As we arrived Thursday, Terry informed us we’d receive a concrete delivery from Harrison around noon that day to place the footers. No slacking that morning – lots of work to finish our forms and reinforcing in time. The work included inserting PVC pipes for utilities and cutting 2-foot rebar dowels that will join the footers to the ICFs.
Harrison arrived right on schedule with one mixer (9 cubic yards) and their pump truck, a massive vehicle-mounted crane whose sole purpose is to deliver concrete through tubes to a point far from the mixer. Terry held one end of the tube and walked it around the basement perimeter as it steadily puked wet concrete. Meanwhile, he told Colin and me to grab shovels, rakes, and implements of destruction. We followed the pour around the perimeter, troweled the concrete surface flush with the top of our form, and carried shovelfuls from the high spots to the low spots, trying not to spill any over the sides.

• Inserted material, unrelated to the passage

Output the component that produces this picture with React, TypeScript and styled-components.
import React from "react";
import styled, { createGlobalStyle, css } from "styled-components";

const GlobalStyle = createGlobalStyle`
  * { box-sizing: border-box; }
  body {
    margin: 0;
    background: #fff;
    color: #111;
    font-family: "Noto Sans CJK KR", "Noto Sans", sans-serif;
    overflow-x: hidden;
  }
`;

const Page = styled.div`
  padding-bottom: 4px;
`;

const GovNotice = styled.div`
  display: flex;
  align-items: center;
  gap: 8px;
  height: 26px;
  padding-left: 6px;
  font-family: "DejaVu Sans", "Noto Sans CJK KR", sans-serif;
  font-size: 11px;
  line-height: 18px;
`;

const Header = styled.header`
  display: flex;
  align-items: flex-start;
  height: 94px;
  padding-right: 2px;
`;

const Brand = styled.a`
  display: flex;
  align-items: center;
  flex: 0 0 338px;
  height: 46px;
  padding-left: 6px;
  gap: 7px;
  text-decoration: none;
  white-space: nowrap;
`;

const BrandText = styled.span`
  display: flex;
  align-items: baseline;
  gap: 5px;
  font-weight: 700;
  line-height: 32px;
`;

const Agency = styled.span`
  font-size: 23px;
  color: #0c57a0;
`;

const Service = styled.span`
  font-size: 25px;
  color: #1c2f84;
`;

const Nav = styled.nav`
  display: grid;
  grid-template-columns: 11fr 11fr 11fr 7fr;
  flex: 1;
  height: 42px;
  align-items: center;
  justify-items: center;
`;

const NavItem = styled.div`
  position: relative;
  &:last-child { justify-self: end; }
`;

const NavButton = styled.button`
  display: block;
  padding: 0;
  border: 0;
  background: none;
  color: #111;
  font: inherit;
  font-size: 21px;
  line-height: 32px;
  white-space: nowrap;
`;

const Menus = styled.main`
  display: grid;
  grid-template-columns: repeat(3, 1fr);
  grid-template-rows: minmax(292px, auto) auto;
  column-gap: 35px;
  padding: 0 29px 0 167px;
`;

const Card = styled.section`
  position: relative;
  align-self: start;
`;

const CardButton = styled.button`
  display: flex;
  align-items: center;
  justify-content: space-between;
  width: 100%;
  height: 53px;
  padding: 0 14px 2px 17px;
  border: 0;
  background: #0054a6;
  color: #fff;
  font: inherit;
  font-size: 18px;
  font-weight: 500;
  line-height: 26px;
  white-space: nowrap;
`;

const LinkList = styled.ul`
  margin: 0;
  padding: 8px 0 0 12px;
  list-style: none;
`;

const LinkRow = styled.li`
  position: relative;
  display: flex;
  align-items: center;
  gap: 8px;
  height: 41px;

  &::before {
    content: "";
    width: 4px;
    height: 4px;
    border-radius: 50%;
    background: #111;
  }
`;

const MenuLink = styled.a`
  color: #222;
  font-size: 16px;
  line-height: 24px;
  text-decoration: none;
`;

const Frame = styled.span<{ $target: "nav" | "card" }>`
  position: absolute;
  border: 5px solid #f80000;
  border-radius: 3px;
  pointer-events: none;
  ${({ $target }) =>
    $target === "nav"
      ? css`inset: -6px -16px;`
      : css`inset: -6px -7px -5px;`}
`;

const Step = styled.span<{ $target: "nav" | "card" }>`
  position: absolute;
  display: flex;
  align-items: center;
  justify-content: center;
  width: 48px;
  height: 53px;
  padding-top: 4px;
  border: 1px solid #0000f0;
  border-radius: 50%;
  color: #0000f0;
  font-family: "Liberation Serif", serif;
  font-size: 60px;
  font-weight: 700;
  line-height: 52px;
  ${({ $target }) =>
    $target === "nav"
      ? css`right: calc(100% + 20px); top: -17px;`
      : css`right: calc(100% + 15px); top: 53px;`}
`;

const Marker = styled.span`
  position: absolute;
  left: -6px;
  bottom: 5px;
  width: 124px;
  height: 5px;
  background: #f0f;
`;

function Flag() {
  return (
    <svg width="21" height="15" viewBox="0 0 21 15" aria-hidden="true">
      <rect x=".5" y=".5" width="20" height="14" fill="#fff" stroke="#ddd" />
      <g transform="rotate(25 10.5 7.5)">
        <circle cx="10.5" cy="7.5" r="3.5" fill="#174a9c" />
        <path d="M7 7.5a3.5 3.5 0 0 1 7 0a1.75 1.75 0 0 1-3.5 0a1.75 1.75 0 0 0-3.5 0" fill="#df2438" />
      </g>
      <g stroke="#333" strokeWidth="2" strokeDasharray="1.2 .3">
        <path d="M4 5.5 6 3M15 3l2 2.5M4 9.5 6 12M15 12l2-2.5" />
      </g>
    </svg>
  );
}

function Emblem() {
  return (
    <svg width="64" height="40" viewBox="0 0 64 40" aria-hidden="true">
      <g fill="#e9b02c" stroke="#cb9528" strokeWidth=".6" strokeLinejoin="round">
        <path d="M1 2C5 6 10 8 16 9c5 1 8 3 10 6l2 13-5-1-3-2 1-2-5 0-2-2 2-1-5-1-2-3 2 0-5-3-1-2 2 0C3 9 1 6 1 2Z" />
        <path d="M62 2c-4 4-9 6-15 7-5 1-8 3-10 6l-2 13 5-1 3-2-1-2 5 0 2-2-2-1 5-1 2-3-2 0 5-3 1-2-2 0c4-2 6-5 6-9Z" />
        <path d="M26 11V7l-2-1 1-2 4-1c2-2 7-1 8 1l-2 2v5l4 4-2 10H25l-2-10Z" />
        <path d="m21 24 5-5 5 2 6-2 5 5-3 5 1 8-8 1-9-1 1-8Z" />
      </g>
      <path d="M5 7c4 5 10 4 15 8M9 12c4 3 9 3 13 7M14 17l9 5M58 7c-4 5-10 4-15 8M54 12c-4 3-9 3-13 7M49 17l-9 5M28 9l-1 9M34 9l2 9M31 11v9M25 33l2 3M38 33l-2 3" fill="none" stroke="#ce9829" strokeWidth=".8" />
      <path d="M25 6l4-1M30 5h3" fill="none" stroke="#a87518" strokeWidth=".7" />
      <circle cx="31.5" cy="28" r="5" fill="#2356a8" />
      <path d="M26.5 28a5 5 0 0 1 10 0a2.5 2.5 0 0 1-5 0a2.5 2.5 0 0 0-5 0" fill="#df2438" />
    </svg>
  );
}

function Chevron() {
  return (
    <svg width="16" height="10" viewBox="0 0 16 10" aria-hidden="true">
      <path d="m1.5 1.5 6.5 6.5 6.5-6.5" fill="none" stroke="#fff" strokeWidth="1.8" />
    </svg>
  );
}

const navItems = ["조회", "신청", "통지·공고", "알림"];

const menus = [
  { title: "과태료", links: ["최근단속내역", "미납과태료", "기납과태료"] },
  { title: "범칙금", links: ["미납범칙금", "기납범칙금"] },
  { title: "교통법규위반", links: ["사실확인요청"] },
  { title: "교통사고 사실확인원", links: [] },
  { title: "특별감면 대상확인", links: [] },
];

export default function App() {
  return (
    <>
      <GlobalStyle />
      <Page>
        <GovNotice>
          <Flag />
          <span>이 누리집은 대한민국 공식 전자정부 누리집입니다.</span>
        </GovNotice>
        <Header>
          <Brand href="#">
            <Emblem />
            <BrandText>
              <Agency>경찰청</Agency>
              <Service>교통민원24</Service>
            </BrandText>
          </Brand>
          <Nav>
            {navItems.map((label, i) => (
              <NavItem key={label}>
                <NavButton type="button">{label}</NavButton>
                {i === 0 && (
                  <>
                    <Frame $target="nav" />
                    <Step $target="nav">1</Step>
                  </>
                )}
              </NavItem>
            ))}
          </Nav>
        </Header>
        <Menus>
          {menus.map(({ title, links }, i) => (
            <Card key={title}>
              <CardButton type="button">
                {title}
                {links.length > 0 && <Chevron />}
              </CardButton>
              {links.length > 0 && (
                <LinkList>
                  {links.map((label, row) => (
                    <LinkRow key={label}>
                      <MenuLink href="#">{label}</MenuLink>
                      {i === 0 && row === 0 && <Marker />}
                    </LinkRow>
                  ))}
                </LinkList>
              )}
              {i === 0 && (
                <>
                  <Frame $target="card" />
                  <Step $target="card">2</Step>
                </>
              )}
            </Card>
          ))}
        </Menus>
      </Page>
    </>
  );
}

Once the concrete was reasonably smooth, we skimmed off the excess with 2×4 screeding bars. A light rain helped to level the surface and highlighted the low spots for us. We allowed the concrete an hour to set up a little, then we clipped our horizontal rebar zip-ties and stuck in the dowels at 4-foot intervals.
Colin was concerned the footers wouldn’t set fast enough in the rain, but by Friday the concrete felt solid and we had no trouble removing the inner formwork. Actually, the biggest problem with the weather was drainage. Pillsbury left their excavator on site, and Carson, celebrating his first day of summer, climbed aboard to dig a temporary trench into which our deep puddles could flow. Not many high-school juniors can operate heavy equipment like Carson can; I’m excited to work with him all summer.
With formwork removed and drainage taken care of, we were ready to build the basement walls! We ferried ICFs down into the hole and began laying them out one layer at a time with the outer edge 3½ inches inside of the footer. They really do stack together just like Lego bricks. The interlocking protrusions on an ICF repeat every 2 inches and the pattern needs to line up exactly; fortunately, the foam is very easy to cut with a hand saw. As we built up the wall we staggered the joints and alternated the corner piece orientation for each course. We snapped horizontal rebar into the webs, hand-bending the bars around corners, and we zip-tied each module to the course below.
By Friday’s end we had five courses stacked 80 inches above top of footer, enough to reach the mudroom floor height. The raised first floor will be two courses higher. Shooting for our next concrete delivery Tuesday to fill the ICFs.